24 I rejected this submission from the respondent. It is not the intention of the legislation to require each and every person or media organisation to separately apply for consent under s 126 in order to avoid the penalties provided for in that section. If the Tribunal is persuaded that consent should be granted in general terms then it has the power to do so. Naturally it would also be open to the Tribunal to confine its consent to a specific person or organisation.

25 As Judicial member, Matthew Smith noted in Lloyd -v- TCN Channel Nine Pty Ltd and Another [1999] NSWADTAP 3 the Tribunal accepts that:

“ . . . publicity of the identities of parties, witnesses and others involved in Tribunal proceedings may cause harm to those persons, and is designed to protect them from that harm. Its protective effect arises regardless of whether this assists or detracts from the interests of the administration of justice by the Tribunal, either in the particular case or generally. However, it confers on the Tribunal a power to lift the protection.

26 Section 75 of the ADT Act is also relevant. That section provides that the proceedings of the Tribunal shall be conducted in public unless a suppression order is made under subsection (2). Section 75 reflects the usual position that hearings are open to the public. As the Appeal Panel pointed out in Lloyd -v- TCN Channel Nine Pty Ltd and Another [1999] NSWADTAP 3 [138]

“. . . there is no necessary inconsistency or conflict between the two provisions. In their terms, s 75(1) requires hearings to be open to all members of public, but s 126(1) prevents broadcast publication of anything happening at the hearing which would identify a person involved.

However, this point merely emphasises that by enacting s 126 the legislature has significantly modified for this Tribunal's proceedings the effect of the principles in relation to the making of non-publication orders which are applied in the courts.

27 Judicial member Matthew Smith went on to say in that case that:

The legal consequences of this for the proper exercise of the discretion in s 126 (1) to consent to a publication include, in my opinion, that:

      · the privacy interests protected by the criminal offence provide the starting point for assessing the competing considerations when deciding whether to give a consent,

      · in any proceeding in which consent is sought it is essential to examine the likely publication and the harm which may result to the particular individuals concerned, so as to decide whether a dispensation from the statutory protection would be justified, and

      · a decision on giving consent cannot be arrived at by application of the common law principles of open justice which give no protection to privacy, although a public interest in publication may, in appropriate circumstances, be given weight as a consideration competing with privacy values. (Lloyd -v- TCN Channel Nine Pty Ltd and Another [1999] NSWADTAP 3 [144])

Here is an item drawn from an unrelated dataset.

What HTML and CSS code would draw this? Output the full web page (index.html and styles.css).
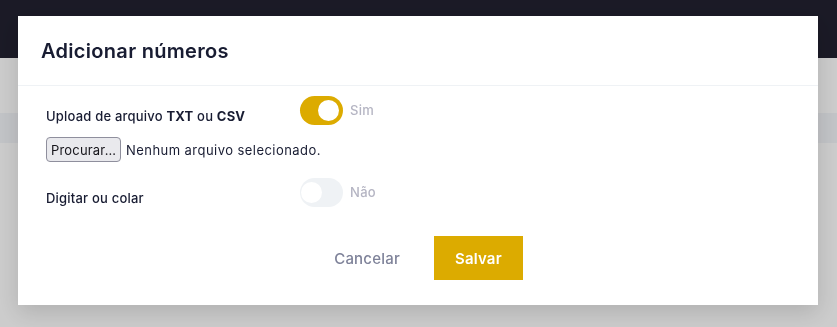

28 Applying these principles to the present case, neither party identified any privacy interests which would justify non-publication of names. In particular, the applicant, who sought access to files involving information about himself, did not have any privacy concerns. Publication in the circumstances of this case would not be likely to harm any person and is likely to promote a better understanding in the community of the Tribunal’s processes.

29 For these reasons, consent was granted pursuant to s 126.

30 The respondent made an application for costs under s 88 of the Administrative Decisions Tribunal Act 1997 arguing that there were “special circumstances” warranting an award of costs. The circumstances allegedly included the fact that the respondent had been provided with all the documents in the council’s possession in response to the applicant’s applications under the FOI Act and that the respondent had written to the applicant requesting that he withdraw his application to the Tribunal.

31 The applicant is not represented and has brought these proceedings in good faith. He had no legal advice about the prospects of success of his application. In these circumstances he should not be liable for costs. However, in view of the considerable costs the respondent has had to bear, I did urge the applicant to seek legal advice, which he may be able to obtain free of charge through a community legal centre, before making further applications to the Tribunal.